>>>

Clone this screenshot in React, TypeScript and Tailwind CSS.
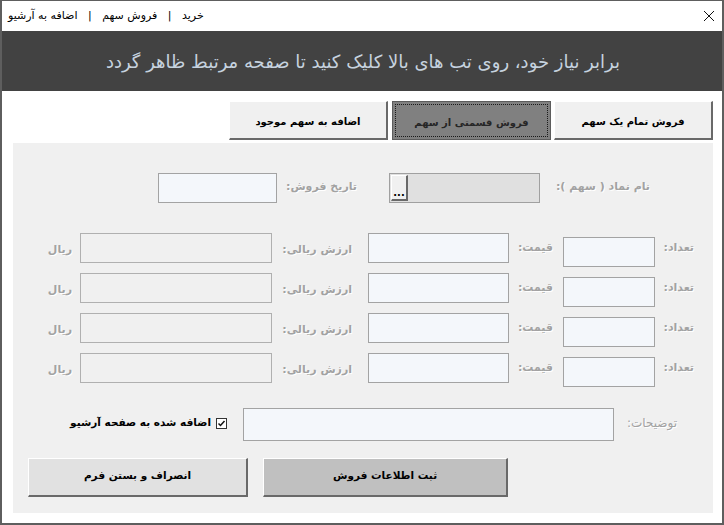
import type { ReactNode } from 'react'

function Label({ children, className = '' }: { children: ReactNode; className?: string }) {
  return (
    <span className={`whitespace-nowrap text-[11px] font-bold text-[#a2a2a2] [text-shadow:1px_1px_0_#ffffff] ${className}`}>
      {children}
    </span>
  )
}

const inputCls = 'border border-[#a3a3a3] bg-[#f4f7fb]'
const disabledCls = 'border border-[#b0b0b0] bg-[#f0f0f0]'
const raisedCls = 'border-t border-l border-t-white border-l-white border-b-2 border-r-2 border-b-[#696969] border-r-[#696969]'

function QtyRow() {
  return (
    <div dir="rtl" className="flex h-[34px] items-start pr-[19px]">
      <div className="flex h-[30px] w-[39px] items-center">
        <Label>تعداد:</Label>
      </div>
      <div className={`mt-[4px] h-[30px] w-[92px] ${inputCls}`} />
      <div className="flex h-[30px] w-[54px] items-center pr-[10px]">
        <Label>قیمت:</Label>
      </div>
      <div className={`h-[30px] w-[141px] ${inputCls}`} />
      <div className="flex h-[30px] w-[96px] items-center pr-[16px] pt-[4px]">
        <Label>ارزش ریالی:</Label>
      </div>
      <div className={`h-[30px] w-[192px] ${disabledCls}`} />
      <div className="flex h-[30px] items-center pr-[8px] pt-[4px]">
        <Label>ریال</Label>
      </div>
    </div>
  )
}

function Tab({ children, active = false }: { children: ReactNode; active?: boolean }) {
  return (
    <div
      className={`flex h-[39px] w-[159px] items-center justify-center pt-[3px] text-[10px] font-bold ${
        active
          ? 'border border-[#5c5c5c] bg-[#808080] text-[#262626] outline-1 outline-dotted outline-offset-[-4px] outline-[#1a1a1a]'
          : `bg-[#f0f0f0] text-black ${raisedCls}`
      }`}
    >
      {children}
    </div>
  )
}

export default function App() {
  return (
    <div className="h-[525px] w-[724px] overflow-hidden border-x-2 border-t border-b-2 border-[#5e5e5e] bg-white font-['DejaVu_Sans',sans-serif]">
      <div className="flex h-[30px] items-center justify-between pl-[6px] pr-[6px]">
        <span dir="rtl" className="text-[11px] text-black">
          خرید&nbsp;&nbsp; | &nbsp;&nbsp;فروش سهم&nbsp;&nbsp; | &nbsp;&nbsp;اضافه به آرشیو
        </span>
        <svg width="12" height="12" viewBox="0 0 12 12" className="mr-[1px]">
          <path d="M1 1 L11 11 M11 1 L1 11" stroke="#111" strokeWidth="1" />
        </svg>
      </div>

      <div dir="rtl" className="flex h-[60px] items-center bg-[#424242] pr-[102px] text-[18px] text-[#c6d2df]">
        برابر نیاز خود، روی تب های بالا کلیک کنید تا صفحه مرتبط ظاهر گردد
      </div>

      <div dir="rtl" className="mt-[10px] flex pr-[9px]">
        <Tab>فروش تمام یک سهم</Tab>
        <div className="w-[3px]" />
        <Tab active>فروش قسمتی از سهم</Tab>
        <div className="w-[4px]" />
        <Tab>اضافه به سهم موجود</Tab>
      </div>

      <div className="mt-[3px] ml-[11px] mr-[9px] h-[370px] bg-[#f0f0f0] pt-[30px]">
        <div dir="rtl" className="flex h-[30px] pr-[63px]">
          <div className="flex w-[110px] items-center pb-[2px]">
            <Label>نام نماد ( سهم ):</Label>
          </div>
          <div dir="ltr" className="flex h-[30px] w-[151px] border border-[#a0a0a0] bg-[#e0e0e0] p-[1px]">
            <div className={`flex h-full w-[17px] items-end justify-center bg-[#f0f0f0] pb-[1px] text-[10px] font-bold leading-none text-black ${raisedCls}`}>
              ...
            </div>
          </div>
          <div className="flex w-[112px] items-center pr-[32px] pb-[2px]">
            <Label>تاریخ فروش:</Label>
          </div>
          <div className={`h-[30px] w-[119px] ${inputCls}`} />
        </div>

        <div className="mt-[30px] flex flex-col gap-[6px]">
          <QtyRow />
          <QtyRow />
          <QtyRow />
          <QtyRow />
        </div>

        <div dir="rtl" className="mt-[21px] flex h-[33px] items-center pr-[36px]">
          <div className="flex h-full w-[63px] items-center pb-[4px]">
            <span className="whitespace-nowrap text-[12px] text-[#a2a2a2] [text-shadow:1px_1px_0_#ffffff]">توضیحات:</span>
          </div>
          <div className={`h-[33px] w-[371px] ${inputCls}`} />
          <div className="flex items-center gap-[5px] pr-[16px] pb-[3px]">
            <svg width="11" height="11" viewBox="0 0 11 11" className="shrink-0">
              <rect x="0.5" y="0.5" width="10" height="10" fill="#fff" stroke="#333" />
              <path d="M2.5 5.5 L4.5 7.5 L8.5 3" stroke="#111" strokeWidth="1.5" fill="none" />
            </svg>
            <span className="whitespace-nowrap text-[10.5px] font-bold text-black">اضافه شده به صفحه آرشیو</span>
          </div>
        </div>

        <div dir="rtl" className="mt-[17px] flex gap-[15px] pr-[205px]">
          <div className={`flex h-[39px] w-[245px] items-center justify-center bg-[#c0c0c0] pb-[2px] text-[10.5px] font-bold text-black ${raisedCls}`}>
            ثبت اطلاعات فروش
          </div>
          <div className={`flex h-[39px] w-[220px] items-center justify-center bg-[#e1e1e1] pb-[2px] text-[10.5px] font-bold text-black ${raisedCls}`}>
            انصراف و بستن فرم
          </div>
        </div>
      </div>
    </div>
  )
}
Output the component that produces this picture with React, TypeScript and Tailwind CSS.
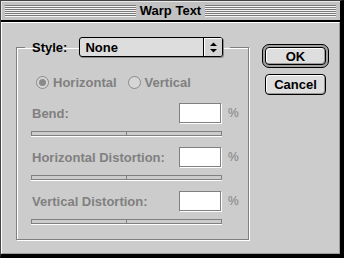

<<<

▸ **Exercise details**: Reproduce the full material exactly, excluding the pictures.

▸ **Full response**:
Clone this screenshot in React, TypeScript and Tailwind CSS.
import type { ReactNode } from 'react'

function Label({ children, className = '' }: { children: ReactNode; className?: string }) {
  return (
    <span className={`whitespace-nowrap text-[11px] font-bold text-[#a2a2a2] [text-shadow:1px_1px_0_#ffffff] ${className}`}>
      {children}
    </span>
  )
}

const inputCls = 'border border-[#a3a3a3] bg-[#f4f7fb]'
const disabledCls = 'border border-[#b0b0b0] bg-[#f0f0f0]'
const raisedCls = 'border-t border-l border-t-white border-l-white border-b-2 border-r-2 border-b-[#696969] border-r-[#696969]'

function QtyRow() {
  return (
    <div dir="rtl" className="flex h-[34px] items-start pr-[19px]">
      <div className="flex h-[30px] w-[39px] items-center">
        <Label>تعداد:</Label>
      </div>
      <div className={`mt-[4px] h-[30px] w-[92px] ${inputCls}`} />
      <div className="flex h-[30px] w-[54px] items-center pr-[10px]">
        <Label>قیمت:</Label>
      </div>
      <div className={`h-[30px] w-[141px] ${inputCls}`} />
      <div className="flex h-[30px] w-[96px] items-center pr-[16px] pt-[4px]">
        <Label>ارزش ریالی:</Label>
      </div>
      <div className={`h-[30px] w-[192px] ${disabledCls}`} />
      <div className="flex h-[30px] items-center pr-[8px] pt-[4px]">
        <Label>ریال</Label>
      </div>
    </div>
  )
}

function Tab({ children, active = false }: { children: ReactNode; active?: boolean }) {
  return (
    <div
      className={`flex h-[39px] w-[159px] items-center justify-center pt-[3px] text-[10px] font-bold ${
        active
          ? 'border border-[#5c5c5c] bg-[#808080] text-[#262626] outline-1 outline-dotted outline-offset-[-4px] outline-[#1a1a1a]'
          : `bg-[#f0f0f0] text-black ${raisedCls}`
      }`}
    >
      {children}
    </div>
  )
}

export default function App() {
  return (
    <div className="h-[525px] w-[724px] overflow-hidden border-x-2 border-t border-b-2 border-[#5e5e5e] bg-white font-['DejaVu_Sans',sans-serif]">
      <div className="flex h-[30px] items-center justify-between pl-[6px] pr-[6px]">
        <span dir="rtl" className="text-[11px] text-black">
          خرید&nbsp;&nbsp; | &nbsp;&nbsp;فروش سهم&nbsp;&nbsp; | &nbsp;&nbsp;اضافه به آرشیو
        </span>
        <svg width="12" height="12" viewBox="0 0 12 12" className="mr-[1px]">
          <path d="M1 1 L11 11 M11 1 L1 11" stroke="#111" strokeWidth="1" />
        </svg>
      </div>

      <div dir="rtl" className="flex h-[60px] items-center bg-[#424242] pr-[102px] text-[18px] text-[#c6d2df]">
        برابر نیاز خود، روی تب های بالا کلیک کنید تا صفحه مرتبط ظاهر گردد
      </div>

      <div dir="rtl" className="mt-[10px] flex pr-[9px]">
        <Tab>فروش تمام یک سهم</Tab>
        <div className="w-[3px]" />
        <Tab active>فروش قسمتی از سهم</Tab>
        <div className="w-[4px]" />
        <Tab>اضافه به سهم موجود</Tab>
      </div>

      <div className="mt-[3px] ml-[11px] mr-[9px] h-[370px] bg-[#f0f0f0] pt-[30px]">
        <div dir="rtl" className="flex h-[30px] pr-[63px]">
          <div className="flex w-[110px] items-center pb-[2px]">
            <Label>نام نماد ( سهم ):</Label>
          </div>
          <div dir="ltr" className="flex h-[30px] w-[151px] border border-[#a0a0a0] bg-[#e0e0e0] p-[1px]">
            <div className={`flex h-full w-[17px] items-end justify-center bg-[#f0f0f0] pb-[1px] text-[10px] font-bold leading-none text-black ${raisedCls}`}>
              ...
            </div>
          </div>
          <div className="flex w-[112px] items-center pr-[32px] pb-[2px]">
            <Label>تاریخ فروش:</Label>
          </div>
          <div className={`h-[30px] w-[119px] ${inputCls}`} />
        </div>

        <div className="mt-[30px] flex flex-col gap-[6px]">
          <QtyRow />
          <QtyRow />
          <QtyRow />
          <QtyRow />
        </div>

        <div dir="rtl" className="mt-[21px] flex h-[33px] items-center pr-[36px]">
          <div className="flex h-full w-[63px] items-center pb-[4px]">
            <span className="whitespace-nowrap text-[12px] text-[#a2a2a2] [text-shadow:1px_1px_0_#ffffff]">توضیحات:</span>
          </div>
          <div className={`h-[33px] w-[371px] ${inputCls}`} />
          <div className="flex items-center gap-[5px] pr-[16px] pb-[3px]">
            <svg width="11" height="11" viewBox="0 0 11 11" className="shrink-0">
              <rect x="0.5" y="0.5" width="10" height="10" fill="#fff" stroke="#333" />
              <path d="M2.5 5.5 L4.5 7.5 L8.5 3" stroke="#111" strokeWidth="1.5" fill="none" />
            </svg>
            <span className="whitespace-nowrap text-[10.5px] font-bold text-black">اضافه شده به صفحه آرشیو</span>
          </div>
        </div>

        <div dir="rtl" className="mt-[17px] flex gap-[15px] pr-[205px]">
          <div className={`flex h-[39px] w-[245px] items-center justify-center bg-[#c0c0c0] pb-[2px] text-[10.5px] font-bold text-black ${raisedCls}`}>
            ثبت اطلاعات فروش
          </div>
          <div className={`flex h-[39px] w-[220px] items-center justify-center bg-[#e1e1e1] pb-[2px] text-[10.5px] font-bold text-black ${raisedCls}`}>
            انصراف و بستن فرم
          </div>
        </div>
      </div>
    </div>
  )
}
Output the component that produces this picture with React, TypeScript and Tailwind CSS.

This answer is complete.